Au fond, nous dit Canguilhem, le véritable pathologique, c’est l’incapacité à créer de nouvelles normes de vie. Et ce que nous jugeons « anormal » n’est qu’une autre expression singulière d’humanité, une autre « allure de la vie » dit-il joliment, qui nous rappelle qu’être humain, c’est relever jour après jour, pas après pas, le défi du vivant, c’est-à-dire assumer les limites d’une existence vulnérable et vouée à la mortalité. La normale n’est donc pas un ordre parfait, une espèce d’innocence fonctionnelle définitive et pure de tout défaut. C’est, au contraire, un effort permanent de compromis précaire pour assurer l’équilibre en devenir, une tentative pour composer avec les contraintes extérieures et les écarts ou erreurs internes. Bref, la vie est moins le résultat d’un processus rodé que le succès d’une incessante tentative.
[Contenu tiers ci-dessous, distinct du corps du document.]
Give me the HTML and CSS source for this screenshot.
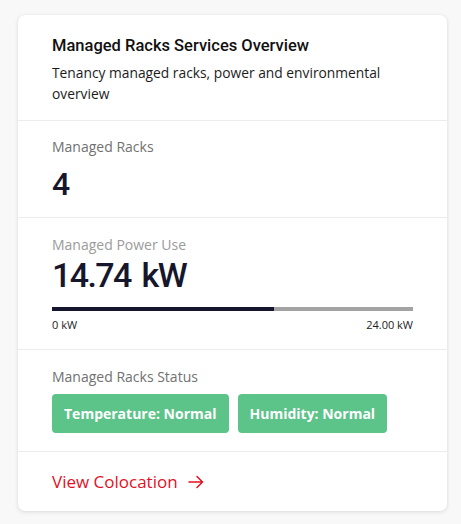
FILE: index.html
```html
<!DOCTYPE html>
<html lang="en">
<head>
<meta charset="utf-8">
<title>Managed Racks Services Overview</title>
<link rel="stylesheet" href="styles.css">
</head>
<body>
<div class="card">
  <div class="section header">
    <h2 class="title">Managed Racks Services Overview</h2>
    <p class="subtitle">Tenancy managed racks, power and environmental overview</p>
  </div>
  <div class="section racks">
    <div class="label">Managed Racks</div>
    <div class="value value-sm">4</div>
  </div>
  <div class="section power">
    <div class="label label-light">Managed Power Use</div>
    <div class="value value-lg">14.74 kW</div>
    <div class="bar"><div class="bar-fill" style="width:61.4%"></div></div>
    <div class="scale"><span>0 kW</span><span>24.00 kW</span></div>
  </div>
  <div class="section status">
    <div class="label">Managed Racks Status</div>
    <div class="badges">
      <span class="badge">Temperature: Normal</span>
      <span class="badge">Humidity: Normal</span>
    </div>
  </div>
  <div class="section footer">
    <a class="link" href="#">View Colocation
      <svg class="arrow" width="16" height="14" viewBox="0 0 16 14" aria-hidden="true">
        <path d="M1 7H14.5M9 1.5L14.5 7L9 12.5" fill="none" stroke="currentColor" stroke-width="1.5" stroke-linecap="round" stroke-linejoin="round"/>
      </svg>
    </a>
  </div>
</div>
</body>
</html>
```

FILE: styles.css
```css
html, body {
  margin: 0;
  padding: 0;
  background: #f8f8f8;
}
body {
  padding: 15px 14px 13px 18px;
  font-family: "Open Sans", "Liberation Sans", sans-serif;
  color: #1a1a1a;
}
.card {
  width: 429px;
  height: 496px;
  box-sizing: border-box;
  background: #ffffff;
  border-radius: 7px;
  box-shadow: 0 1px 4px rgba(0, 0, 0, 0.12), 0 0 1px rgba(0, 0, 0, 0.06);
  display: flex;
  flex-direction: column;
}
.section {
  padding: 0 34px;
  border-bottom: 1px solid #ececec;
}
.section:last-child {
  border-bottom: none;
}
.header {
  padding-top: 20px;
  padding-bottom: 16px;
}
.title {
  margin: 0;
  font-family: Roboto, "Liberation Sans", sans-serif;
  font-weight: 500;
  font-size: 16.5px;
  line-height: 22px;
  color: #111111;
}
.subtitle {
  margin: 5px 0 0;
  font-size: 13.8px;
  line-height: 21px;
  color: #1c1c1c;
}
.label {
  font-size: 14px;
  line-height: 20px;
  color: #717171;
}
.label-light {
  color: #9b9b9b;
}
.value {
  font-family: Roboto, "Liberation Sans", sans-serif;
  font-weight: 500;
  color: #16172c;
}
.racks {
  padding-top: 16px;
  padding-bottom: 14px;
}
.value-sm {
  margin-top: 8px;
  font-size: 32px;
  line-height: 38px;
}
.power {
  padding-top: 17px;
  padding-bottom: 16px;
}
.value-lg {
  font-size: 34px;
  line-height: 40px;
  letter-spacing: -1.6px;
  word-spacing: 4px;
}
.bar {
  margin-top: 12px;
  height: 4px;
  background: #a3a3a3;
  display: flex;
}
.bar-fill {
  background: #15152f;
  height: 100%;
}
.scale {
  margin-top: 6px;
  display: flex;
  justify-content: space-between;
  font-size: 11px;
  line-height: 16px;
  color: #222222;
}
.status {
  padding-top: 17px;
  padding-bottom: 18px;
}
.badges {
  margin-top: 7px;
  display: flex;
  gap: 9px;
}
.badge {
  display: inline-block;
  background: #5cc389;
  color: #ffffff;
  font-weight: 700;
  font-size: 14px;
  line-height: 19px;
  padding: 10px 12px;
  border-radius: 4px;
}
.footer {
  padding-top: 18px;
  padding-bottom: 17px;
}
.link {
  display: inline-flex;
  align-items: center;
  gap: 10px;
  color: #e3101f;
  text-decoration: none;
  font-size: 17px;
  line-height: 24px;
}
.arrow {
  display: block;
}
```
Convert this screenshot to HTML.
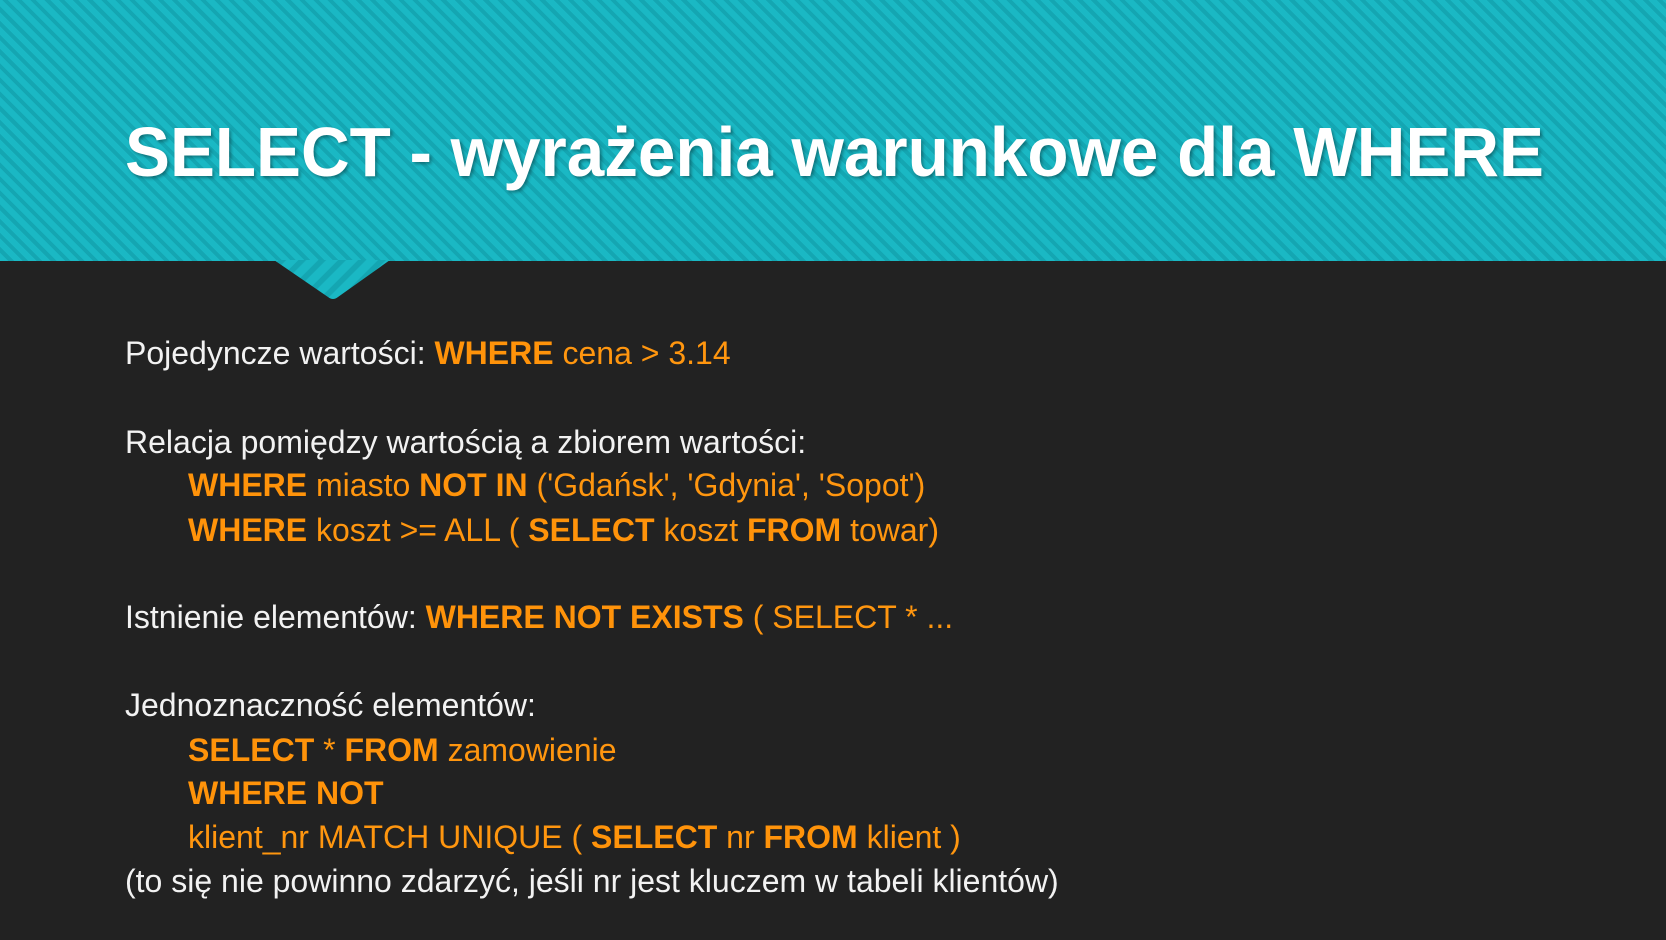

Toutes les fois où nous souhaiterions donc un peu trop fort un « retour à la normale », songeons à ce que cette volonté peut avoir de « pathologique », au sens où cela équivaut à se détourner de notre propre vitalité créatrice. Et si l’éclairage de Canguilhem n’y suffisait pas, entendons Nietzsche et son idée proprement géniale de l’éternel retour (2) :
« Que dirais-tu si un jour, si une nuit, un démon se glissait jusque dans ta solitude la plus reculée et te dise : « Cette vie telle que tu la vis maintenant et que tu l’as vécue, tu devras la vivre encore une fois et d’innombrables fois ; et il n’y aura rien de nouveau en elle, si ce n’est que chaque douleur et chaque plaisir, chaque pensée et chaque gémissement et tout ce qu’il y a d’indiciblement petit et grand dans ta vie devront revenir pour toi, et le tout dans le même ordre et la même succession. (…) tu te demanderais à propos de tout « Veux-tu cela ? Le reveux-tu ? Une fois ? Toujours ? A l’infini ? Et cette question pèserait sur toi d’un poids décisif et terrible ! Ou alors, ah ! Comme il faudrait que tu t’aimes toi-même et que tu aimes la vie pour ne plus désirer autre chose que cette suprême et éternelle confirmation ! »
On pouvait lire, il y a déjà plusieurs semaines, sur un immeuble de Santiago au Chili : « Nous ne reviendrons pas à la normale parce que la normalité était le problème ». A nous de revouloir du passé ce qui nous permettra de créer une nouvelle normalité, dont nous pourrons mieux assumer le caractère éphémère mais nécessaire.
Marion Genaivre
(1) G. Canguilhem, Le normal et le pathologique, Paris, PUF, 1975, p.76
(2) F. Nietzsche, Le Gai Savoir, Gallimard, Œuvres complètes, livre IV, aphorisme 341, p. 220.